Was this a return? I was told by a sears sales guy that returns can be had for 50% off retail plus any coupons or 10% offs they have going on. That was why I bought my self propelled high wheeler.... not because I needed it. :thumbsup:


----------



## leolav (Sep 16, 2003)

Nope, still new, just a display model. It would replace my older LT that I use the hell out of. It still runs good, but it is starting to show its age a bit.

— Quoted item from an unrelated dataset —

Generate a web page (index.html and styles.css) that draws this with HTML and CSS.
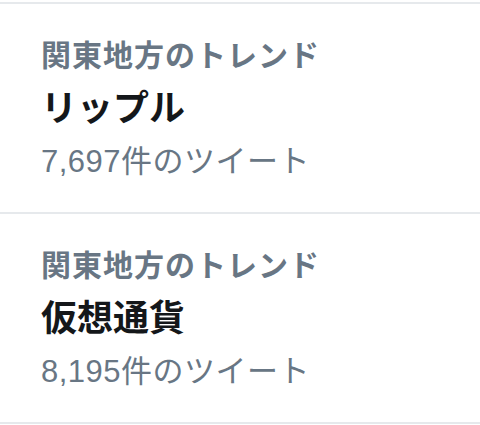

I'm gonna try and get it for around $550. At that number, its a no brainer.


----------



## Ed_GT5000 (Sep 30, 2003)

Sounds like you can't go wrong. What is the model? manual/hydro? engine? cut?


----------



## leolav (Sep 16, 2003)

LT1000 17hp briggs w/ 42" cut

Basic Basic model.


----------



## Argee (Sep 17, 2003)

*Hey Ed!*

I like your new avatar. :smiles:


----------



## Deere (Sep 16, 2003)

Our sears had GT5000 with Hydro for $2600 today. Seems like it said it was regularly $3100

That seems like a lot of garden tractor for a good price.

-Deere


----------



## Chris (Sep 15, 2003)

Yeah that seems like a pretty good price on the GT5000 but if I remember, some people actually saw it for closer to $2000-2400 in some areas which is simply OUTSTANDING IMHO. I know by the time that I used a sales discount, added the extra goodies, and extended warranty and tax, I was well in the 3's ---- :monkey: 

But it is a fabulous GT for the money even at 3 out the door in my opinion!!! Might not be green and yella but it is one hella of fella!
NANA 

Andy
:truth:


----------



## johnray13 (Oct 30, 2003)

*LT1000*

I have a LT1000 IC twin 19.5 hp 42". It is a basic mower but I have been very happy with it over the last two years. For $650, buy two!


----------



## leolav (Sep 16, 2003)

Bought it today. Got it for $450 (plus tax) delivered with the bagger!!!!!! What a steal.

I already have someone lined up to buy my older one for $300. So for $150, I get a new tractor. Only bad part is I have just sunk $200 into the one I'm selling. I guess I'll live and learn.


----------